Why is it so hard? Because it’s a white piece of paper. ~ Sam Seaborn
For the last month or so, despite what I may have told anyone, I haven’t been writing. I haven’t written anything since the last part of the Hannah Sketches, and I though I have started and stopped so many times, nothing has happened. Well, I can’t even say that I’ve started and stopped. I’ve tried to start, and then I stopped trying. Yesterday was the last straw. Seriously, I can’t take this crap anymore.
Yesterday I slept in since Elise was at her grandma’s and I wasn’t picking her up until the late afternoon. In that time, I skimmed through the entire novel that I wrote last year around this time, The Eternals, I’ve been calling it. It comes it at around 64,000 words (as if I can pretend I don’t remember that it’s actually 63,396 words and I’m just rounding up to make myself look better), proper novel length. It has a beginning, a middle, and a cliffhanger ending. It has characters that I sort of love, and some characters that I don’t know probably as well as I should, but I think they are interesting enough to want to get to know. It has a plot that plods along like an old person on a Sunday morning, lazy and slow, and for a while you can’t really tell which direction it’s going in.
I wrote The Eternals in 46 days. Wait, you know what? Let me quote from my old writing blog about finishing the Eternals:
Writing a book, the entire act of writing and publishing one, whichever route you may choose, is fucking hard. Excuse my curse words, dear friends, but it’s the truth. This is fucking hard, and I have an embarrassing little fact to reveal:
I never thought it would be this hard.
I finished writing the Eternals on May 29th, just ten short days ago, after a whirlwind of 46 days of pounding out the words and trying to make them resemble a book. It took seven days to realize what I had was NOT in fact a book, but just a pile of words printed on 232 pages of pristine white paper – paper that didn’t necessarily deserve the punishment or the printing.
So there it is. 46 days to a completed novel. Technically completed. And you know what? It was fucking hard. But it was also exhilarating. I only wrote at night after Elise was in bed, and usually was armed with at least one can of Monster, and I stayed up until 3 or 4 in the morning regularly, on purpose. I wrote and wrote and wrote, and I had no outline. Just ideas flying around in my brain that came through my fingers and ended up in a document that was eventually printed and left to get dusted up on a shelf.

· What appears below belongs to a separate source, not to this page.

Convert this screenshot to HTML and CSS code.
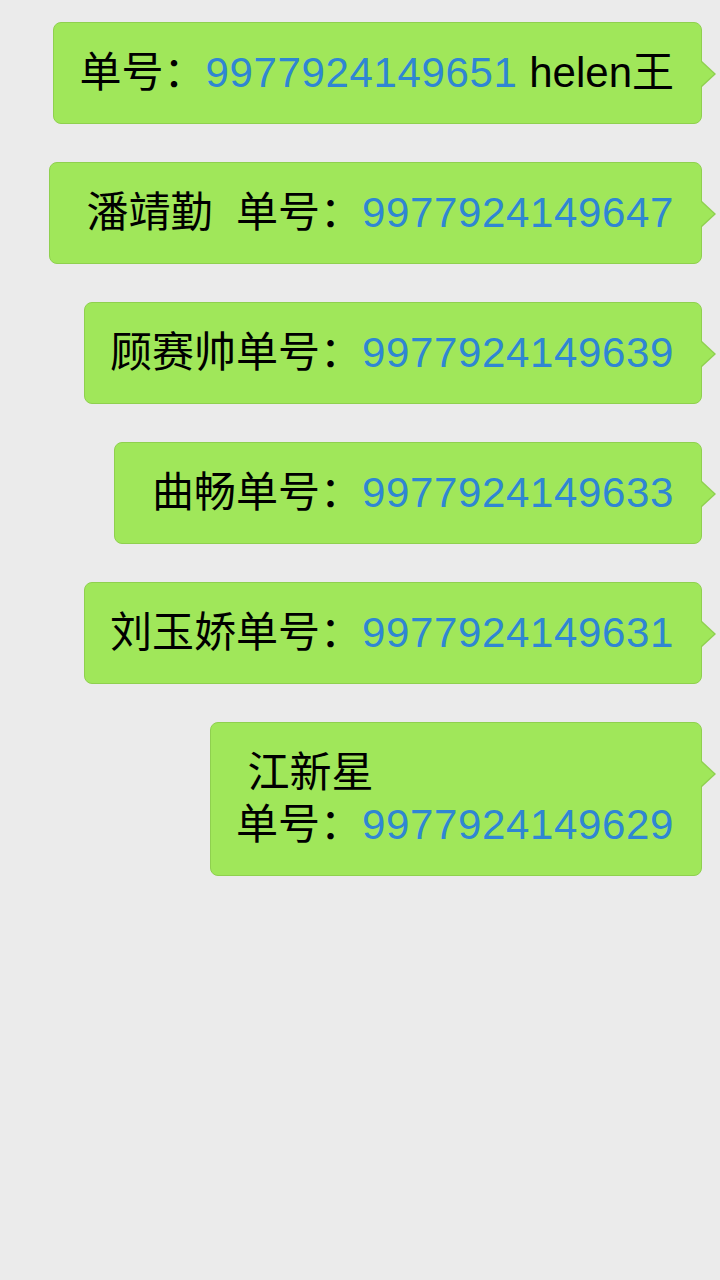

After finishing it, I thought that I hated it. I thought it was total crap. I didn’t look at it or think about it or touch it until November when I failed at my first NaNoWriMo attempt in three years and I picked up the Eternals where it left off, sort of as a consolation prize to myself, but that didn’t work. I wasn’t inspired, it fell flat, I didn’t know where Leila’s story was going. There was a whole bunch of other stuff going on this year – short stories, a couple of which I successfully published and got paid for, my zombie epic which has also gone stagnant, also because I don’t know where it’s going and I can’t outline because outline kills my love of writing nearly instantly, and of course, there’s been the Hannah Sketches. But none of it has really felt like enough for me. I’m busy all the time with projects that involve extensive writing, and I’ve been reading more than ever (and unfortunately not keeping up with my book list) but I haven’t had a spark.
“They” say that you don’t need to be inspired to write. You just do it. And I do, I do it, but I don’t love it and I don’t cherish it and it’s not getting me toward my final destination. Well, everything is I guess, but this is not the time for prolific sentimentality.
Yesterday, I re-read The Eternals, the whole shebang. And oh, it was crap. But in that pile of crap, I swear to god guys, there were some diamonds. There were bits that just frankly SHINE, and I’m not afraid to say so. Maybe you or you could read The Eternals and just dismiss it as crap, but I know I’m on to something here, I know it, and I’m not ready to give up on it – I’m ready to move on and I finally get why.
When I finished the Eternals last year, I felt like a rock star. Seriously, I felt on top of the world, I felt like I had slayed a motherfucking dragon. And now, almost exactly a year later, my self loathing has reached the tipping point. Funny, no? I finally hate myself enough for not writing to start writing again. I don’t really have an excuse or an explanation for it, but it just works. Last night, I SHAMED myself into writing, and what came out of me was sort of miraculous.
On another note, I haven’t blogged much in a month. I suppose that’s because I made the crazy decision to share my blog address with the world, which may or may not have been a good idea, but then today, after the blast I had last night, I say, FUCK IT!! I’m signing up for NaBloPoMo again. It can’t do anything but good for me.